▽

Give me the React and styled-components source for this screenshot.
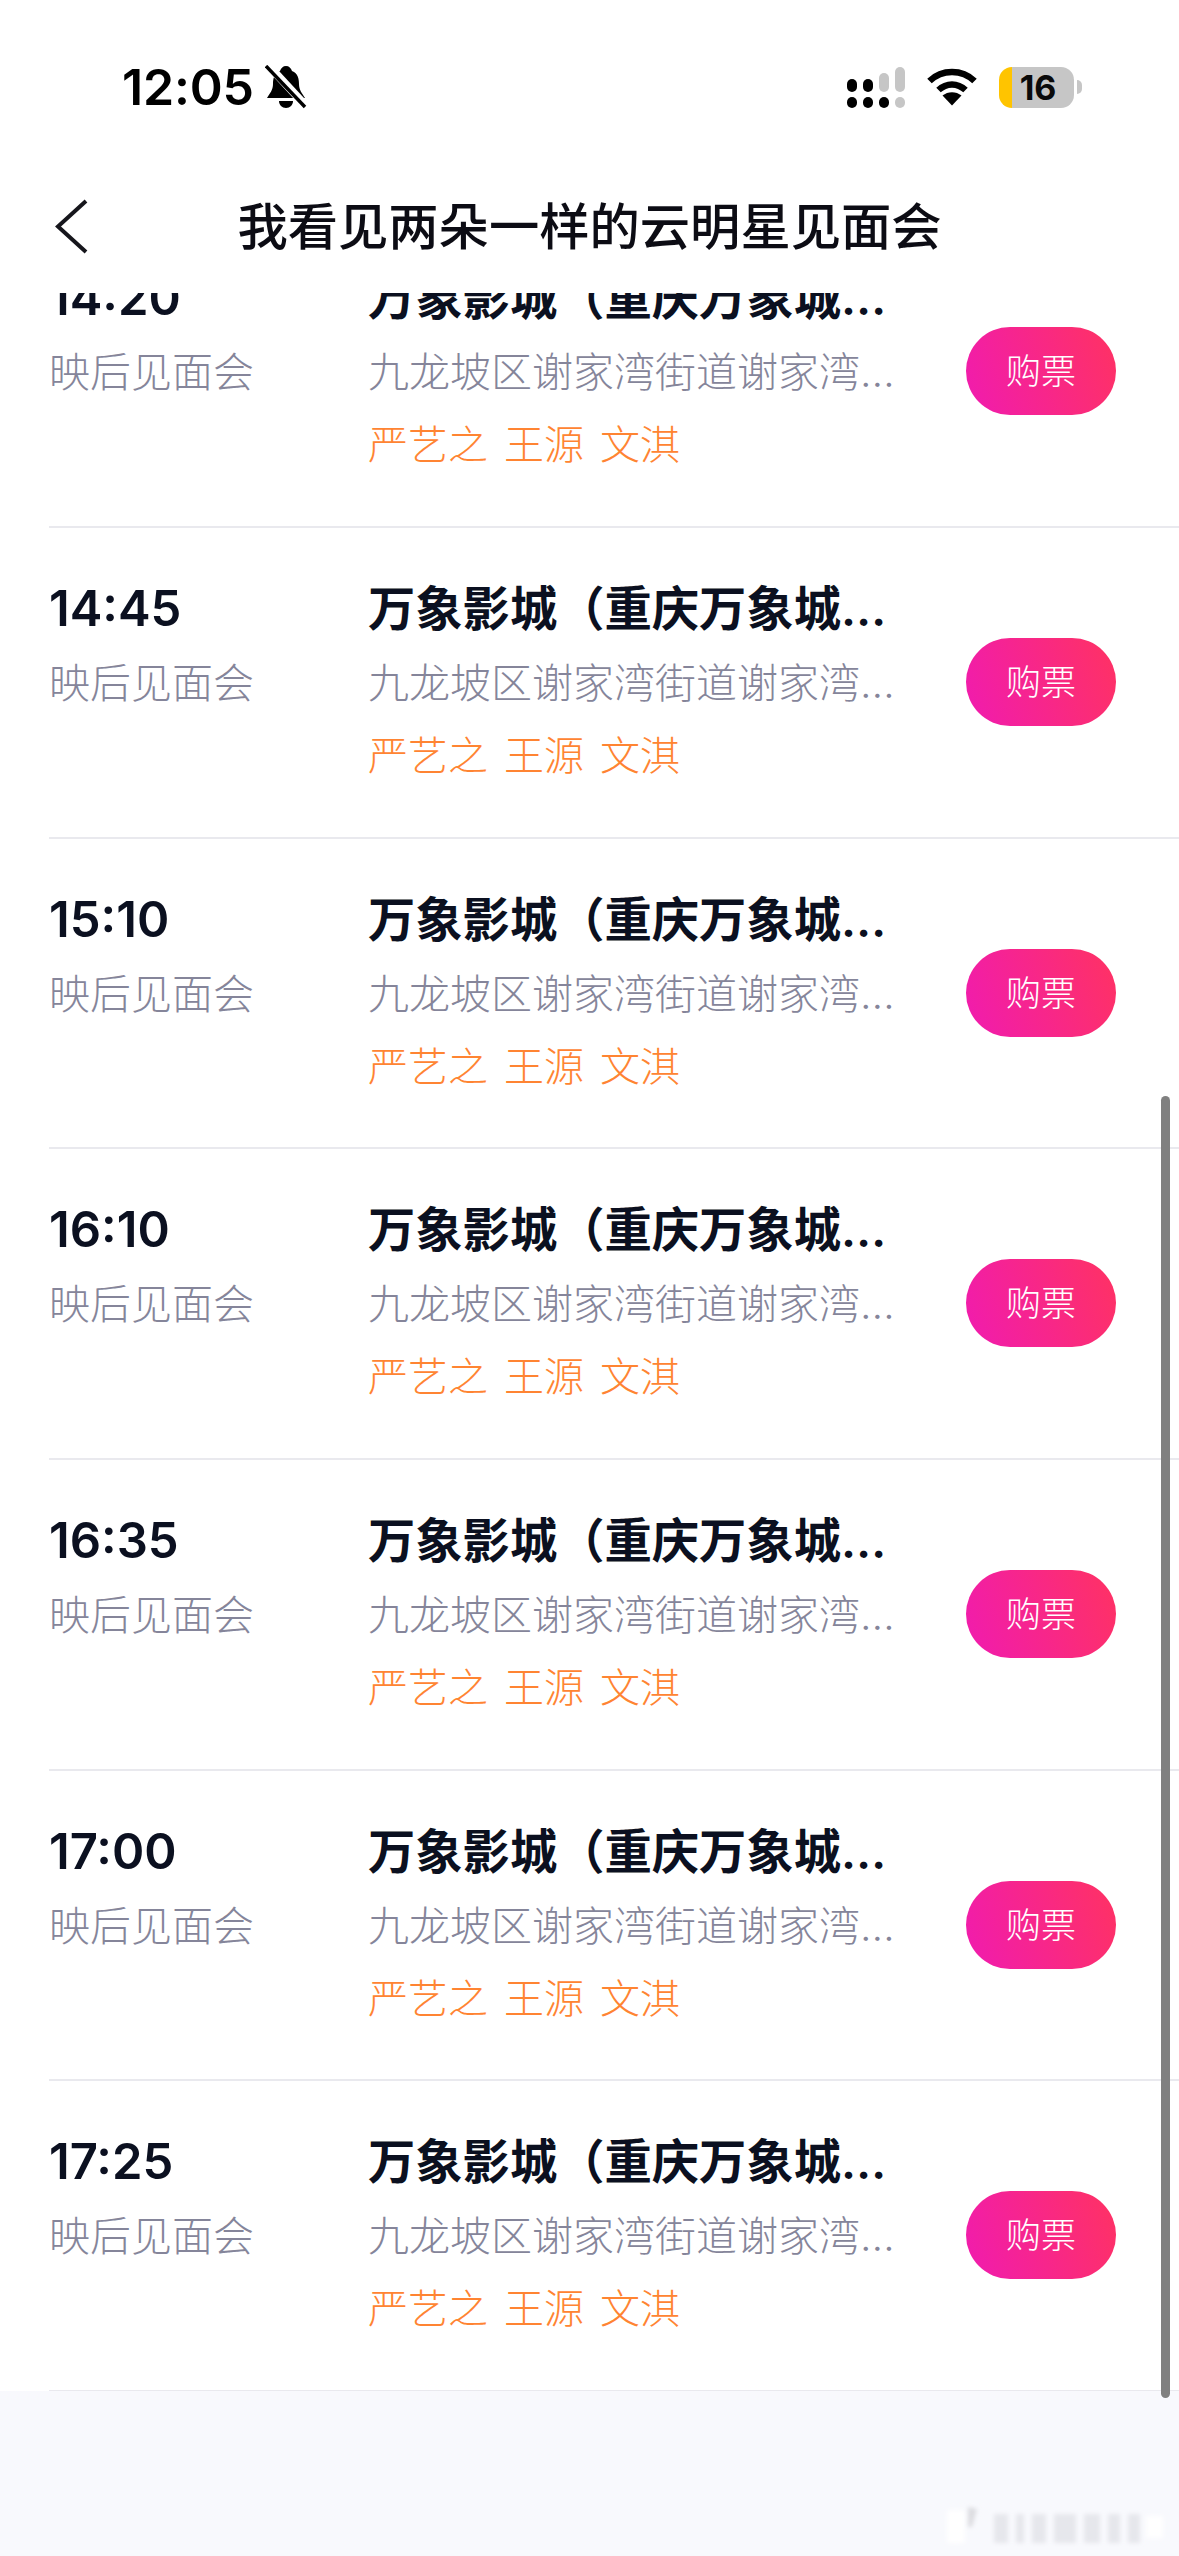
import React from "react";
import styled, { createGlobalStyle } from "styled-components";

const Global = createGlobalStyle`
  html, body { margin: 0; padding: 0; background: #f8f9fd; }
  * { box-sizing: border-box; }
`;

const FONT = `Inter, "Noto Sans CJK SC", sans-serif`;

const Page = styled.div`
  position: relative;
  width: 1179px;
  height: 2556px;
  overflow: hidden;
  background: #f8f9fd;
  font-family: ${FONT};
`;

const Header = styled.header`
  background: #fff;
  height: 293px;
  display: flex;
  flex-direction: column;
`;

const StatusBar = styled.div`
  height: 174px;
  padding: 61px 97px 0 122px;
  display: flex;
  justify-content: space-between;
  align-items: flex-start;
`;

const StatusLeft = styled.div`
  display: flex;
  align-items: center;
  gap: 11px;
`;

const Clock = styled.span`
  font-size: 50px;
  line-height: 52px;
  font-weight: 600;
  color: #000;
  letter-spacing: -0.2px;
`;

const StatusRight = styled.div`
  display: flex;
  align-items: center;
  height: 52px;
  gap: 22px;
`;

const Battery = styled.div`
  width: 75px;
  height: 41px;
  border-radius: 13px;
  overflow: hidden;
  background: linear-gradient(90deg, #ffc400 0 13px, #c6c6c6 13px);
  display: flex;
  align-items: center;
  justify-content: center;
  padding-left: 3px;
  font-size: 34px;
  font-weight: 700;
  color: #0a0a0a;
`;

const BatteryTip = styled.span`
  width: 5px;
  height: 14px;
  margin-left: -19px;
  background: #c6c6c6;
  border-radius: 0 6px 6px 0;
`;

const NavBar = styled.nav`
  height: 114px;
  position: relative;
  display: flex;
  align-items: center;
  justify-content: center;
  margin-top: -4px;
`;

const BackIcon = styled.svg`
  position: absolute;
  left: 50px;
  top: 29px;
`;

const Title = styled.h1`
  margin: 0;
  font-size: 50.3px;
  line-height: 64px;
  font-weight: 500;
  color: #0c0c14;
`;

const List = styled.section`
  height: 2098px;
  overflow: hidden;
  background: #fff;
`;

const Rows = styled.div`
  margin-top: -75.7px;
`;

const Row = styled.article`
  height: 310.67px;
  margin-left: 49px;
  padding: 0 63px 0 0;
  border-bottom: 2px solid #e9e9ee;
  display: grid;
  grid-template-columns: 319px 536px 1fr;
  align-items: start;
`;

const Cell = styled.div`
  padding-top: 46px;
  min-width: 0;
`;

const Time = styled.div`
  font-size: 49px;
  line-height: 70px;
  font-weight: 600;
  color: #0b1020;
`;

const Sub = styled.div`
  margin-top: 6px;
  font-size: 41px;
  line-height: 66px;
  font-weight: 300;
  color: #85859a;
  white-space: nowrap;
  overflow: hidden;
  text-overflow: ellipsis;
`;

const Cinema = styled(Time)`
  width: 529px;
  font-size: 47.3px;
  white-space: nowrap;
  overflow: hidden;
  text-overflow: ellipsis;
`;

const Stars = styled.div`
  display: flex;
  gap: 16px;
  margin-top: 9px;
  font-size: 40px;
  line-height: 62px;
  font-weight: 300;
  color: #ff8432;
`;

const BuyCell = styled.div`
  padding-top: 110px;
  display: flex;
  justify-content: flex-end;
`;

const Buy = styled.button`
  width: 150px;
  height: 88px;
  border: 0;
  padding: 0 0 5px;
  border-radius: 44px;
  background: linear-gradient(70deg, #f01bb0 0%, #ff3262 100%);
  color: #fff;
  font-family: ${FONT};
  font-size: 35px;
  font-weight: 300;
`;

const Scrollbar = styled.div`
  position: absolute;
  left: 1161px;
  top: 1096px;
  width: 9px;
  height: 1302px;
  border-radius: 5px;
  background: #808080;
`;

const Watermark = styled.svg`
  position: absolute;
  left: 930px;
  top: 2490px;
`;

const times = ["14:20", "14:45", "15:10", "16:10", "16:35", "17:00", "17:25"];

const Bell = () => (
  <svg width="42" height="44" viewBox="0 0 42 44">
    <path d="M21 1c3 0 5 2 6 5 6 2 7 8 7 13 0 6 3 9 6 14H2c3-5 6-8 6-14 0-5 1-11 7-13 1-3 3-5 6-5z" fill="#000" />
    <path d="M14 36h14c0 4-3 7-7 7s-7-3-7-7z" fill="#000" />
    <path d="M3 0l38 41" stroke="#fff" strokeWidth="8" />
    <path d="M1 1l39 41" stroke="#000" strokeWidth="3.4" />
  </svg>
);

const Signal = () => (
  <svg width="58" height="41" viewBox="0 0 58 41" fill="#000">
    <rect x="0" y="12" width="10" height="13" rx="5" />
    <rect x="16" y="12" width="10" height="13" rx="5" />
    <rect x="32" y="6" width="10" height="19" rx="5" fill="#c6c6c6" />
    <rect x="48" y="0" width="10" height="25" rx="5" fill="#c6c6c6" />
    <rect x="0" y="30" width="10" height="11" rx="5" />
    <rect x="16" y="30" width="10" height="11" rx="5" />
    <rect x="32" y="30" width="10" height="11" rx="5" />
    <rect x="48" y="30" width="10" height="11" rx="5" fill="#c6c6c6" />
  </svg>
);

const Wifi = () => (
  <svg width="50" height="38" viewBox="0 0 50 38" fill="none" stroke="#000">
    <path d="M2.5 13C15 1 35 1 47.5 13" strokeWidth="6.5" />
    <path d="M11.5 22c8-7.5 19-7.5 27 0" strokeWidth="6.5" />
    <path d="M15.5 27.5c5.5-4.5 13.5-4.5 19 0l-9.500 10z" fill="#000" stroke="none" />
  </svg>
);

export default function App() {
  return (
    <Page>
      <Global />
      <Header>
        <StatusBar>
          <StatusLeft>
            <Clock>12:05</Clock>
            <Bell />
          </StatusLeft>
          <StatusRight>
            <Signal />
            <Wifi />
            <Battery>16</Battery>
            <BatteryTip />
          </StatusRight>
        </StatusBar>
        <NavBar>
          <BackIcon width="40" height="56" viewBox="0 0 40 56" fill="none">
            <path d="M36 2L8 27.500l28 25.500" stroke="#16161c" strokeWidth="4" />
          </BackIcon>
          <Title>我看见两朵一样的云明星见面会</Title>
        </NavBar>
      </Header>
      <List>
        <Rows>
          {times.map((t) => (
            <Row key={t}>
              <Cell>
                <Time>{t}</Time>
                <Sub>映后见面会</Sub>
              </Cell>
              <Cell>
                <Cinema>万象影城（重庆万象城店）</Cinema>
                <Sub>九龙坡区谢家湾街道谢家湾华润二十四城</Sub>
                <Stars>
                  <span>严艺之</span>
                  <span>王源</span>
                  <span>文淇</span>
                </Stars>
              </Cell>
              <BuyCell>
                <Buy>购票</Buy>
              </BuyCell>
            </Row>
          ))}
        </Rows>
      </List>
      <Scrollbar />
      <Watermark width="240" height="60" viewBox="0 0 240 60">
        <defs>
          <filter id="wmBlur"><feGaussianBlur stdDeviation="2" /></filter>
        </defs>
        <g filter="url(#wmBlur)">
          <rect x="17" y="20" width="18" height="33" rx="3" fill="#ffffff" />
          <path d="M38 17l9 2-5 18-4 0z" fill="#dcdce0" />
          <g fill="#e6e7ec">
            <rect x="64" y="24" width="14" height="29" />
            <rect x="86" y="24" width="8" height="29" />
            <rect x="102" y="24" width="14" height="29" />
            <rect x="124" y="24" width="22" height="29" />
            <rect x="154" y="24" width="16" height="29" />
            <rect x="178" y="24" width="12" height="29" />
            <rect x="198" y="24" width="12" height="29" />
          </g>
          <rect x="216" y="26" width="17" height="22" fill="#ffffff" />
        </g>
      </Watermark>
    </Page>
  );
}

△

*Task prompt:* Write the listing above out again exactly, dropping each image.

*Answer to the exercise:*
Give me the React and styled-components source for this screenshot.
import React from "react";
import styled, { createGlobalStyle } from "styled-components";

const Global = createGlobalStyle`
  html, body { margin: 0; padding: 0; background: #f8f9fd; }
  * { box-sizing: border-box; }
`;

const FONT = `Inter, "Noto Sans CJK SC", sans-serif`;

const Page = styled.div`
  position: relative;
  width: 1179px;
  height: 2556px;
  overflow: hidden;
  background: #f8f9fd;
  font-family: ${FONT};
`;

const Header = styled.header`
  background: #fff;
  height: 293px;
  display: flex;
  flex-direction: column;
`;

const StatusBar = styled.div`
  height: 174px;
  padding: 61px 97px 0 122px;
  display: flex;
  justify-content: space-between;
  align-items: flex-start;
`;

const StatusLeft = styled.div`
  display: flex;
  align-items: center;
  gap: 11px;
`;

const Clock = styled.span`
  font-size: 50px;
  line-height: 52px;
  font-weight: 600;
  color: #000;
  letter-spacing: -0.2px;
`;

const StatusRight = styled.div`
  display: flex;
  align-items: center;
  height: 52px;
  gap: 22px;
`;

const Battery = styled.div`
  width: 75px;
  height: 41px;
  border-radius: 13px;
  overflow: hidden;
  background: linear-gradient(90deg, #ffc400 0 13px, #c6c6c6 13px);
  display: flex;
  align-items: center;
  justify-content: center;
  padding-left: 3px;
  font-size: 34px;
  font-weight: 700;
  color: #0a0a0a;
`;

const BatteryTip = styled.span`
  width: 5px;
  height: 14px;
  margin-left: -19px;
  background: #c6c6c6;
  border-radius: 0 6px 6px 0;
`;

const NavBar = styled.nav`
  height: 114px;
  position: relative;
  display: flex;
  align-items: center;
  justify-content: center;
  margin-top: -4px;
`;

const BackIcon = styled.svg`
  position: absolute;
  left: 50px;
  top: 29px;
`;

const Title = styled.h1`
  margin: 0;
  font-size: 50.3px;
  line-height: 64px;
  font-weight: 500;
  color: #0c0c14;
`;

const List = styled.section`
  height: 2098px;
  overflow: hidden;
  background: #fff;
`;

const Rows = styled.div`
  margin-top: -75.7px;
`;

const Row = styled.article`
  height: 310.67px;
  margin-left: 49px;
  padding: 0 63px 0 0;
  border-bottom: 2px solid #e9e9ee;
  display: grid;
  grid-template-columns: 319px 536px 1fr;
  align-items: start;
`;

const Cell = styled.div`
  padding-top: 46px;
  min-width: 0;
`;

const Time = styled.div`
  font-size: 49px;
  line-height: 70px;
  font-weight: 600;
  color: #0b1020;
`;

const Sub = styled.div`
  margin-top: 6px;
  font-size: 41px;
  line-height: 66px;
  font-weight: 300;
  color: #85859a;
  white-space: nowrap;
  overflow: hidden;
  text-overflow: ellipsis;
`;

const Cinema = styled(Time)`
  width: 529px;
  font-size: 47.3px;
  white-space: nowrap;
  overflow: hidden;
  text-overflow: ellipsis;
`;

const Stars = styled.div`
  display: flex;
  gap: 16px;
  margin-top: 9px;
  font-size: 40px;
  line-height: 62px;
  font-weight: 300;
  color: #ff8432;
`;

const BuyCell = styled.div`
  padding-top: 110px;
  display: flex;
  justify-content: flex-end;
`;

const Buy = styled.button`
  width: 150px;
  height: 88px;
  border: 0;
  padding: 0 0 5px;
  border-radius: 44px;
  background: linear-gradient(70deg, #f01bb0 0%, #ff3262 100%);
  color: #fff;
  font-family: ${FONT};
  font-size: 35px;
  font-weight: 300;
`;

const Scrollbar = styled.div`
  position: absolute;
  left: 1161px;
  top: 1096px;
  width: 9px;
  height: 1302px;
  border-radius: 5px;
  background: #808080;
`;

const Watermark = styled.svg`
  position: absolute;
  left: 930px;
  top: 2490px;
`;

const times = ["14:20", "14:45", "15:10", "16:10", "16:35", "17:00", "17:25"];

const Bell = () => (
  <svg width="42" height="44" viewBox="0 0 42 44">
    <path d="M21 1c3 0 5 2 6 5 6 2 7 8 7 13 0 6 3 9 6 14H2c3-5 6-8 6-14 0-5 1-11 7-13 1-3 3-5 6-5z" fill="#000" />
    <path d="M14 36h14c0 4-3 7-7 7s-7-3-7-7z" fill="#000" />
    <path d="M3 0l38 41" stroke="#fff" strokeWidth="8" />
    <path d="M1 1l39 41" stroke="#000" strokeWidth="3.4" />
  </svg>
);

const Signal = () => (
  <svg width="58" height="41" viewBox="0 0 58 41" fill="#000">
    <rect x="0" y="12" width="10" height="13" rx="5" />
    <rect x="16" y="12" width="10" height="13" rx="5" />
    <rect x="32" y="6" width="10" height="19" rx="5" fill="#c6c6c6" />
    <rect x="48" y="0" width="10" height="25" rx="5" fill="#c6c6c6" />
    <rect x="0" y="30" width="10" height="11" rx="5" />
    <rect x="16" y="30" width="10" height="11" rx="5" />
    <rect x="32" y="30" width="10" height="11" rx="5" />
    <rect x="48" y="30" width="10" height="11" rx="5" fill="#c6c6c6" />
  </svg>
);

const Wifi = () => (
  <svg width="50" height="38" viewBox="0 0 50 38" fill="none" stroke="#000">
    <path d="M2.5 13C15 1 35 1 47.5 13" strokeWidth="6.5" />
    <path d="M11.5 22c8-7.5 19-7.5 27 0" strokeWidth="6.5" />
    <path d="M15.5 27.5c5.5-4.5 13.5-4.5 19 0l-9.500 10z" fill="#000" stroke="none" />
  </svg>
);

export default function App() {
  return (
    <Page>
      <Global />
      <Header>
        <StatusBar>
          <StatusLeft>
            <Clock>12:05</Clock>
            <Bell />
          </StatusLeft>
          <StatusRight>
            <Signal />
            <Wifi />
            <Battery>16</Battery>
            <BatteryTip />
          </StatusRight>
        </StatusBar>
        <NavBar>
          <BackIcon width="40" height="56" viewBox="0 0 40 56" fill="none">
            <path d="M36 2L8 27.500l28 25.500" stroke="#16161c" strokeWidth="4" />
          </BackIcon>
          <Title>我看见两朵一样的云明星见面会</Title>
        </NavBar>
      </Header>
      <List>
        <Rows>
          {times.map((t) => (
            <Row key={t}>
              <Cell>
                <Time>{t}</Time>
                <Sub>映后见面会</Sub>
              </Cell>
              <Cell>
                <Cinema>万象影城（重庆万象城店）</Cinema>
                <Sub>九龙坡区谢家湾街道谢家湾华润二十四城</Sub>
                <Stars>
                  <span>严艺之</span>
                  <span>王源</span>
                  <span>文淇</span>
                </Stars>
              </Cell>
              <BuyCell>
                <Buy>购票</Buy>
              </BuyCell>
            </Row>
          ))}
        </Rows>
      </List>
      <Scrollbar />
      <Watermark width="240" height="60" viewBox="0 0 240 60">
        <defs>
          <filter id="wmBlur"><feGaussianBlur stdDeviation="2" /></filter>
        </defs>
        <g filter="url(#wmBlur)">
          <rect x="17" y="20" width="18" height="33" rx="3" fill="#ffffff" />
          <path d="M38 17l9 2-5 18-4 0z" fill="#dcdce0" />
          <g fill="#e6e7ec">
            <rect x="64" y="24" width="14" height="29" />
            <rect x="86" y="24" width="8" height="29" />
            <rect x="102" y="24" width="14" height="29" />
            <rect x="124" y="24" width="22" height="29" />
            <rect x="154" y="24" width="16" height="29" />
            <rect x="178" y="24" width="12" height="29" />
            <rect x="198" y="24" width="12" height="29" />
          </g>
          <rect x="216" y="26" width="17" height="22" fill="#ffffff" />
        </g>
      </Watermark>
    </Page>
  );
}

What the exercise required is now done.